The earliest clear reference to the island is a 16th century Italian chart showing the island's location at 43 degrees. Englishmen were reported to be living on Monhegan by a Spanish governor, as early as 1588. By 1608 there was an established fishing station on Monhegan. The Englishmen found it a good location, being off shore in the fishing grounds, close enough to shore to also trade furs, yet further than Indians were willing to take their canoes to attack the outpost. Monhegan was where the settlers at Plymouth went to load a ship with dried fish to survive difficult winters.
Eighty years later the settlement was flourishing. France and England were at war and the French had formed an alliance with the Indians. In October of 1689 the French sent their Indian allies, aboard a frigate, to attack Monhegan. The inhabitants apparently escaped, there are no known records of what happened. It would have been difficult to surprise the island, as the approach would have been seen far in advance.
The settlement, the oldest English settlement in New England, was destroyed by fire. Charred wood was later found in many old cellars. There is a record of one resident returning to his burned cabin. Records of Massachusetts towns show the date of destruction by way of the arrival of some of the inhabitants.

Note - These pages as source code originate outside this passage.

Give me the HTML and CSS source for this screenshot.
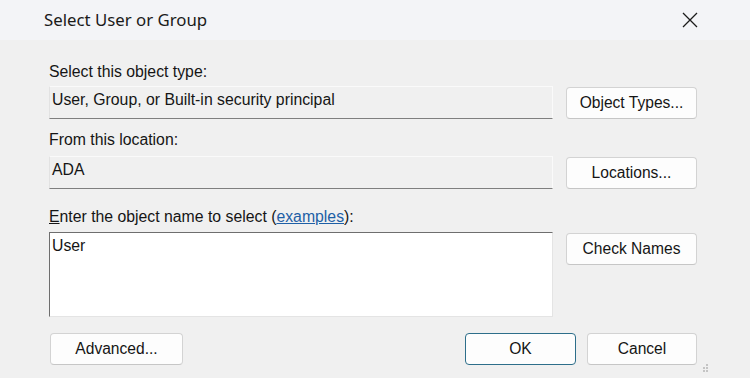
FILE: index.html
```html
<!DOCTYPE html>
<html>
<head>
<meta charset="utf-8">
<link rel="stylesheet" href="styles.css">
</head>
<body>
<div class="dialog">
  <div class="titlebar">
    <span class="title">Select User or Group</span>
    <svg class="close" width="16" height="16" viewBox="0 0 16 16"><path d="M1 1 L15 15 M15 1 L1 15" stroke="#1b1b1b" stroke-width="1.3" fill="none"/></svg>
  </div>
  <div class="content">
    <div class="label l1">Select this object type:</div>
    <div class="row">
      <div class="field">User, Group, or Built-in security principal</div>
      <button class="btn">Object Types...</button>
    </div>
    <div class="label l2">From this location:</div>
    <div class="row">
      <div class="field">ADA</div>
      <button class="btn">Locations...</button>
    </div>
    <div class="label l3"><u>E</u>nter the object name to select (<a class="link">examples</a>):</div>
    <div class="row">
      <div class="textarea">User</div>
      <button class="btn">Check Names</button>
    </div>
    <div class="footer">
      <button class="btn adv">Advanced...</button>
      <div class="spacer"></div>
      <button class="btn ok">OK</button>
      <button class="btn cancel">Cancel</button>
    </div>
  </div>
  <svg class="grip" width="8" height="8" viewBox="0 0 8 8">
    <rect x="5" y="0" width="2" height="2" fill="#c4c4c4"/>
    <rect x="5" y="3" width="2" height="2" fill="#c4c4c4"/>
    <rect x="2" y="3" width="2" height="2" fill="#c4c4c4"/>
    <rect x="5" y="6" width="2" height="2" fill="#c4c4c4"/>
    <rect x="2" y="6" width="2" height="2" fill="#c4c4c4"/>
  </svg>
</div>
</body>
</html>
```
FILE: styles.css
```css
* { box-sizing: border-box; }
html, body {
  margin: 0;
  padding: 0;
  background: #f0f0f0;
}
body {
  width: 750px;
  height: 378px;
  overflow: hidden;
  font-family: "Liberation Sans", Arial, sans-serif;
  font-size: 15.8px;
  color: #151515;
}
.dialog {
  position: relative;
  width: 750px;
  height: 378px;
}
.titlebar {
  height: 40px;
  background: #f3f4f7;
  display: flex;
  align-items: center;
  padding: 0 52px 0 44px;
}
.title {
  flex: 1;
  font-family: "Noto Sans", "Open Sans", sans-serif;
  font-size: 16.8px;
  color: #1a1a1a;
  line-height: 20px;
  margin-top: -1px;
}
.close {
  display: block;
  margin-top: -1px;
}
.content {
  padding: 0 53px 0 49px;
}
.label {
  height: 17px;
  line-height: 17px;
  white-space: nowrap;
}
.l1 { margin-top: 23px; margin-bottom: 6px; }
.l2 { margin-top: 12px; margin-bottom: 8px; }
.l3 { margin-top: 19px; margin-bottom: 7px; }
.link {
  color: #1d5fa6;
  text-decoration: underline;
}
.row {
  display: flex;
  gap: 13px;
  align-items: flex-start;
}
.field {
  width: 504px;
  height: 33px;
  padding: 4px 3px 0 2px;
  line-height: 17px;
  background: #f0f0f0;
  border-top: 1px solid #fafafa;
  border-left: 1px solid #e2e2e2;
  border-right: 1px solid #fafafa;
  border-bottom: 1px solid #7f7f7f;
}
.textarea {
  width: 504px;
  height: 85px;
  padding: 4px 3px 0 2px;
  line-height: 17px;
  background: #ffffff;
  border-top: 1px solid #6e6e6e;
  border-left: 1px solid #6e6e6e;
  border-right: 1px solid #e4e4e4;
  border-bottom: 1px solid #e4e4e4;
}
.btn {
  font-family: "Liberation Sans", Arial, sans-serif;
  font-size: 15.6px;
  color: #151515;
  width: 131px;
  height: 32px;
  padding: 0;
  background: #fdfdfd;
  border: 1px solid #d3d3d3;
  border-bottom-color: #c6c6c6;
  border-radius: 4px;
  line-height: 30px;
  text-align: center;
  margin-top: 1px;
}
.footer {
  display: flex;
  align-items: center;
  margin-top: 16px;
  padding-left: 1px;
}
.footer .btn { margin-top: 0; }
.adv { width: 133px; }
.spacer { flex: 1; }
.ok {
  width: 111px;
  border: 1px solid #2d6e8a;
  margin-right: 11px;
}
.cancel { width: 110px; }
.grip {
  position: absolute;
  left: 701px;
  top: 364px;
}
```
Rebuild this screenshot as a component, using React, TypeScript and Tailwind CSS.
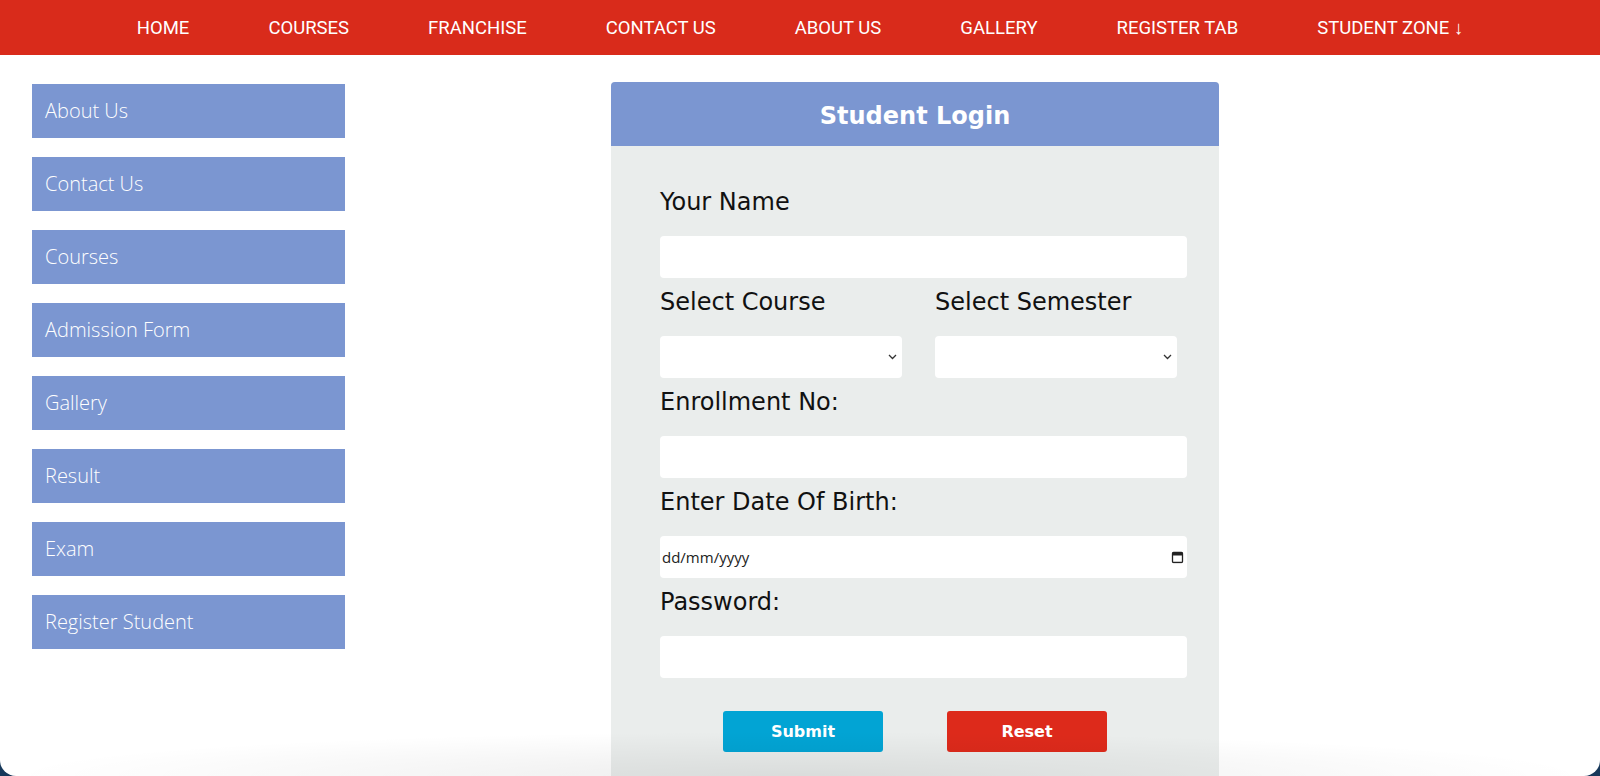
import React from "react";

const navLinks = [
  "HOME",
  "COURSES",
  "FRANCHISE",
  "CONTACT US",
  "ABOUT US",
  "GALLERY",
  "REGISTER TAB",
  "STUDENT ZONE ↓",
];

const sideLinks = [
  "About Us",
  "Contact Us",
  "Courses",
  "Admission Form",
  "Gallery",
  "Result",
  "Exam",
  "Register Student",
];

const labelCls =
  "block text-[24px] leading-[28px] text-[#111] font-['DejaVu_Sans',Verdana,sans-serif]";
const inputCls =
  "block h-[42px] w-full rounded-[4px] bg-white px-2 text-[15px] outline-none";

function Chevron() {
  return (
    <svg
      className="pointer-events-none absolute right-[5px] top-1/2 -translate-y-1/2"
      width="9"
      height="6"
      viewBox="0 0 9 6"
      fill="none"
    >
      <path d="M1 1l3.5 3.5L8 1" stroke="#333" strokeWidth="1.3" />
    </svg>
  );
}

function SelectBox() {
  return (
    <div className="relative w-[242px]">
      <select className="block h-[42px] w-full appearance-none rounded-[4px] bg-white px-2 outline-none">
        <option value=""></option>
      </select>
      <Chevron />
    </div>
  );
}

function Field({ label, children }: { label: string; children: React.ReactNode }) {
  return (
    <div className="mb-[10px]">
      <label className={labelCls}>{label}</label>
      <div className="mt-[20px]">{children}</div>
    </div>
  );
}

export default function App() {
  return (
    <div className="h-[776px] overflow-hidden bg-[#17385a]">
      <div className="relative h-full overflow-hidden rounded-b-[16px] bg-white">
        {/* top menu */}
        <nav className="flex h-[55px] items-center justify-center gap-[79px] bg-[#d92b1b] pt-[3px] font-['Roboto',sans-serif] text-[18.5px] text-white">
          {navLinks.map((l) => (
            <a key={l} href="#" className="whitespace-nowrap">
              {l}
            </a>
          ))}
        </nav>

        <div className="flex items-start">
          {/* side menu */}
          <aside className="ml-[32px] mt-[29px] flex w-[313px] flex-col gap-[19px]">
            {sideLinks.map((l) => (
              <a
                key={l}
                href="#"
                className="flex h-[54px] items-center bg-[#7b96d1] pl-[13px] font-['Open_Sans',sans-serif] text-[20px] font-light text-white"
              >
                {l}
              </a>
            ))}
          </aside>

          {/* login card */}
          <section className="ml-[266px] mt-[27px] w-[608px] overflow-hidden rounded-t-[4px] bg-[#eaedec]">
            <h1 className="flex h-[64px] items-center justify-center bg-[#7b96d1] pt-[3px] font-['DejaVu_Sans',Verdana,sans-serif] text-[24px] font-bold text-white">
              Student Login
            </h1>
            <form className="pb-[60px] pl-[49px] pr-[32px] pt-[42px]">
              <Field label="Your Name">
                <input type="text" className={inputCls} />
              </Field>

              <div className="mb-[10px] flex gap-[33px]">
                <div>
                  <label className={labelCls}>Select Course</label>
                  <div className="mt-[20px]">
                    <SelectBox />
                  </div>
                </div>
                <div>
                  <label className={labelCls}>Select Semester</label>
                  <div className="mt-[20px]">
                    <SelectBox />
                  </div>
                </div>
              </div>

              <Field label="Enrollment No:">
                <input type="text" className={inputCls} />
              </Field>

              <Field label="Enter Date Of Birth:">
                <div className="relative">
                  <input
                    type="text"
                    placeholder="dd/mm/yyyy"
                    className="block h-[42px] w-full rounded-[4px] bg-white pl-[2px] font-['Open_Sans',sans-serif] text-[15px] text-[#222] outline-none placeholder:text-[#222]"
                  />
                  <svg
                    className="pointer-events-none absolute right-[3px] top-1/2 -translate-y-1/2"
                    width="13"
                    height="13"
                    viewBox="0 0 13 13"
                    fill="none"
                  >
                    <rect x="1.5" y="2" width="10" height="10" rx="1" stroke="#222" strokeWidth="1.3" />
                    <rect x="1.5" y="2" width="10" height="3" fill="#222" />
                  </svg>
                </div>
              </Field>

              <Field label="Password:">
                <input type="password" className={inputCls} />
              </Field>

              <div className="mt-[33px] flex justify-center gap-[64px] pr-[17px] font-['DejaVu_Sans',Verdana,sans-serif] text-[16px] font-bold text-white">
                <button type="submit" className="h-[41px] w-[160px] rounded-[3px] bg-[#02a4d4]">
                  Submit
                </button>
                <button type="reset" className="h-[41px] w-[160px] rounded-[3px] bg-[#dd2a1b]">
                  Reset
                </button>
              </div>
            </form>
          </section>
        </div>

        {/* soft shade along the bottom edge */}
        <div className="pointer-events-none absolute inset-x-0 bottom-0 h-[45px] bg-[radial-gradient(ellipse_at_bottom,rgba(0,0,0,0.07),transparent_70%)]" />
      </div>
    </div>
  );
}
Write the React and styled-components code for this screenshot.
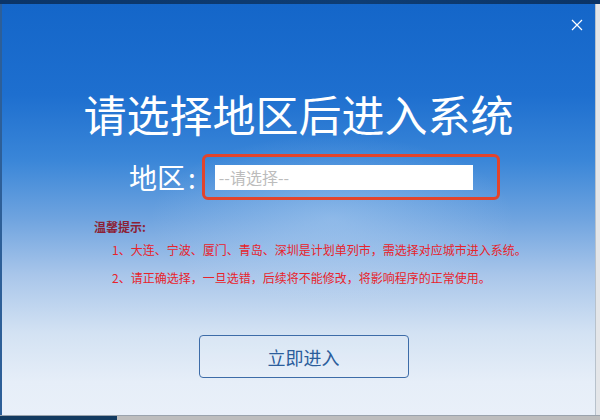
import React from 'react';
import styled, { createGlobalStyle } from 'styled-components';

const GlobalStyle = createGlobalStyle`
  html, body {
    margin: 0;
    padding: 0;
    background: #c4c4c4;
  }
  body {
    font-family: "Noto Sans CJK SC", "Noto Sans", sans-serif;
  }
`;

const Screen = styled.div`
  width: 600px;
  height: 420px;
  display: flex;
  flex-direction: column;
  overflow: hidden;
`;

const TopBand = styled.div`
  height: 4px;
  background: linear-gradient(90deg, #0b3568, #0e3d74 60%, #0b3466);
`;

const Middle = styled.div`
  flex: 1;
  display: flex;
  min-height: 0;
`;

const Dialog = styled.div`
  position: relative;
  flex: 1;
  display: flex;
  flex-direction: column;
  align-items: center;
  border-left: 2px solid #2d5f98;
  background:
    radial-gradient(ellipse 260px 120px at 330px 215px, rgba(200, 225, 250, 0.35), rgba(200, 225, 250, 0) 70%),
    linear-gradient(180deg, #1466c9 0%, #1e6fcf 22%, #3a86d8 38%, #6ea3df 52%, #a9c6ea 66%, #d3e2f3 80%, #e6eef8 92%, #e9f0f9 100%);
`;

const RightStrip = styled.div`
  width: 4px;
  background: #e4e6e9;
  border-left: 1px solid #b8c2cc;
`;

const BottomBar = styled.div`
  height: 4px;
  display: flex;
  background: #bdbdbd;
  border-top: 1px solid #9aa3ad;
`;

const TaskSegment = styled.div`
  width: 117px;
  background: #123a60;
`;

const Close = styled.button`
  position: absolute;
  top: 13px;
  right: 10px;
  width: 16px;
  height: 16px;
  padding: 0;
  border: none;
  background: transparent;
  display: flex;
  align-items: center;
  justify-content: center;
`;

const Title = styled.h1`
  margin: 83px 0 0;
  font-size: 43px;
  line-height: 52px;
  font-weight: 400;
  color: #ffffff;
  white-space: nowrap;
`;

const FormRow = styled.div`
  margin-top: 15px;
  align-self: stretch;
  display: flex;
  align-items: center;
  padding-left: 127px;
  gap: 6px;
`;

const Label = styled.span`
  font-size: 28px;
  line-height: 34px;
  color: #ffffff;
  white-space: nowrap;
`;

const Colon = styled.span`
  margin-left: 3px;
`;

const Highlight = styled.div`
  width: 298px;
  height: 46px;
  box-sizing: border-box;
  border: 3px solid #e2442c;
  border-radius: 6px;
  display: flex;
  align-items: center;
  padding-left: 10px;
`;

const Select = styled.div`
  width: 258px;
  height: 25px;
  box-sizing: border-box;
  background: #ffffff;
  display: flex;
  align-items: center;
  padding-left: 4px;
  font-size: 16px;
  color: #bcbcbc;
  white-space: nowrap;
`;

const Hints = styled.div`
  align-self: stretch;
  margin-top: 19px;
  padding-left: 92px;
  display: flex;
  flex-direction: column;
`;

const HintTitle = styled.div`
  font-size: 12px;
  line-height: 16px;
  font-weight: 700;
  color: #8c1f35;
`;

const HintLine = styled.div`
  margin-top: ${p => p.$gap}px;
  padding-left: 18px;
  font-size: 12px;
  line-height: 16px;
  color: #e8232b;
  white-space: nowrap;
`;

const EnterButton = styled.button`
  margin: 49px 0 0 10px;
  width: 210px;
  height: 43px;
  box-sizing: border-box;
  border: 1.5px solid #3d6ca8;
  border-radius: 4px;
  background: rgba(255, 255, 255, 0.12);
  color: #2b5d9c;
  font-family: "Noto Sans CJK SC", "Noto Sans", sans-serif;
  font-size: 18px;
  padding: 0;
`;

export default function App() {
  return (
    <>
      <GlobalStyle />
      <Screen>
        <TopBand />
        <Middle>
          <Dialog>
            <Close aria-label="关闭">
              <svg width="12" height="12" viewBox="0 0 12 12">
                <path d="M1 1 L11 11 M11 1 L1 11" stroke="#ffffff" strokeWidth="1.2" fill="none" />
              </svg>
            </Close>
            <Title>请选择地区后进入系统</Title>
            <FormRow>
              <Label>
                地区<Colon>:</Colon>
              </Label>
              <Highlight>
                <Select>--请选择--</Select>
              </Highlight>
            </FormRow>
            <Hints>
              <HintTitle>温馨提示:</HintTitle>
              <HintLine $gap={7}>1、大连、宁波、厦门、青岛、深圳是计划单列市，需选择对应城市进入系统。</HintLine>
              <HintLine $gap={12}>2、请正确选择，一旦选错，后续将不能修改，将影响程序的正常使用。</HintLine>
            </Hints>
            <EnterButton>立即进入</EnterButton>
          </Dialog>
          <RightStrip />
        </Middle>
        <BottomBar>
          <TaskSegment />
        </BottomBar>
      </Screen>
    </>
  );
}
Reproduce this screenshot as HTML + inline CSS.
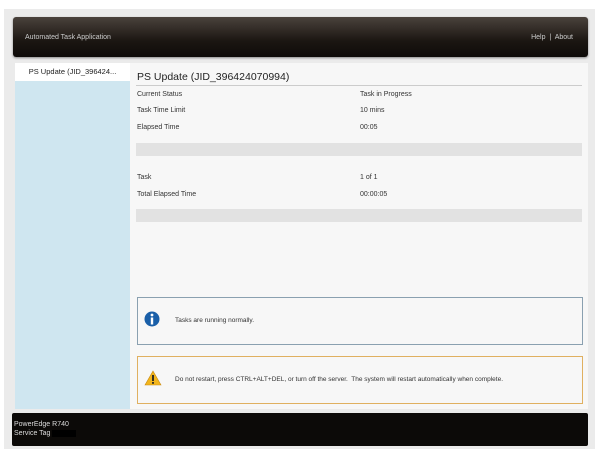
<html><head><style>
body{margin:0;width:600px;height:456px;background:#fff;font-family:"Liberation Sans",sans-serif;position:relative;overflow:hidden}
.a{position:absolute}
.frame{left:4px;top:9px;width:591px;height:440px;background:#ebebeb}
.hdr{left:13px;top:17px;width:575px;height:40px;border-radius:3px;background:linear-gradient(#4a423c,#1b1612 60%,#0e0b09);box-shadow:0 1px 2px #888;color:#ccc;font-size:7px}
.side{left:15px;top:63px;width:115px;height:346px;background:#cfe6f0}
.sel{left:15px;top:63px;width:115px;height:18px;background:#fff;font-size:7.5px;color:#222;text-align:center;line-height:18px}
.main{left:130px;top:63px;width:458px;height:346px;background:#f7f7f7}
.t{font-size:7px;color:#333}
.bar{background:#e2e2e2;height:13px;left:136px;width:446px}
.box{left:137px;width:444px;background:#f7f7f7}
.ftr{left:12px;top:413px;width:576px;height:33px;background:#0c0a08;border-radius:2px;color:#ddd;font-size:7px;line-height:9px}
</style></head><body>
<div class="a frame"></div>
<div class="a hdr"><span class="a" style="left:12px;top:17px">Automated Task Application</span><span class="a" style="right:15px;top:17px">Help &nbsp;|&nbsp; About</span></div>
<div class="a side"></div>
<div class="a sel">PS Update (JID_396424...</div>
<div class="a main"></div>
<div class="a" style="left:137px;top:71px;font-size:10.5px;color:#222">PS Update (JID_396424070994)</div>
<div class="a" style="left:136px;top:85px;width:446px;height:1px;background:#ccc"></div>
<div class="a t" style="left:137px;top:91px">Current Status</div><div class="a t" style="left:360px;top:91px">Task in Progress</div>
<div class="a t" style="left:137px;top:107px">Task Time Limit</div><div class="a t" style="left:360px;top:107px">10 mins</div>
<div class="a t" style="left:137px;top:124px">Elapsed Time</div><div class="a t" style="left:360px;top:124px">00:05</div>
<div class="a bar" style="top:143px"></div>
<div class="a t" style="left:137px;top:174px">Task</div><div class="a t" style="left:360px;top:174px">1 of 1</div>
<div class="a t" style="left:137px;top:191px">Total Elapsed Time</div><div class="a t" style="left:360px;top:191px">00:00:05</div>
<div class="a bar" style="top:209px"></div>
<div class="a box" style="top:297px;height:46px;border:1px solid #8aa0b0"></div>
<svg class="a" style="left:144px;top:310px" width="16" height="18"><circle cx="8" cy="9" r="7.5" fill="#1a5fa8"/><circle cx="8" cy="5" r="1.4" fill="#fff"/><rect x="6.8" y="7.5" width="2.4" height="7" fill="#fff"/></svg>
<div class="a t" style="left:175px;top:317px;font-size:6.5px">Tasks are running normally.</div>
<div class="a box" style="top:356px;height:46px;border:1px solid #e0b060"></div>
<svg class="a" style="left:144px;top:370px" width="18" height="16"><path d="M9 1 L17 15 L1 15 Z" fill="#f2b51c" stroke="#c98a10" stroke-width=".6"/><rect x="8.1" y="5" width="1.8" height="6" fill="#222"/><rect x="8.1" y="12" width="1.8" height="1.8" fill="#222"/></svg>
<div class="a t" style="left:175px;top:376px;font-size:6.5px">Do not restart, press CTRL+ALT+DEL, or turn off the server.&nbsp; The system will restart automatically when complete.</div>
<div class="a ftr"><div style="position:absolute;left:2px;top:7px">PowerEdge R740<br>Service Tag <span style="background:#000;color:#000">XXXXX</span></div></div>
</body></html>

Fishermen came back after a while and residents on the mainland came in the summer to catch and dry fish. But the long siege of five Indian wars kept the owners from coming back. People stayed on Monhegan for the summer in the early 1700s to avoid Indians, and returned in the fall to the mainland. The wars ended in 1763. In 1777 a Kittery cabinetmaker, Henry Trefethren bought the island for 300 pounds. Trefethren, a revolutionary soldier, died in 1807 and is buried on Monhegan. The property was divided among his heirs, a son, two daughters and wife. It is back to these owners that all the island property is now traced. After the American Revolution, Trefethren built his homestead and it stands today. Others followed, others remain. Monhegan continues to be well suited as a fishing community.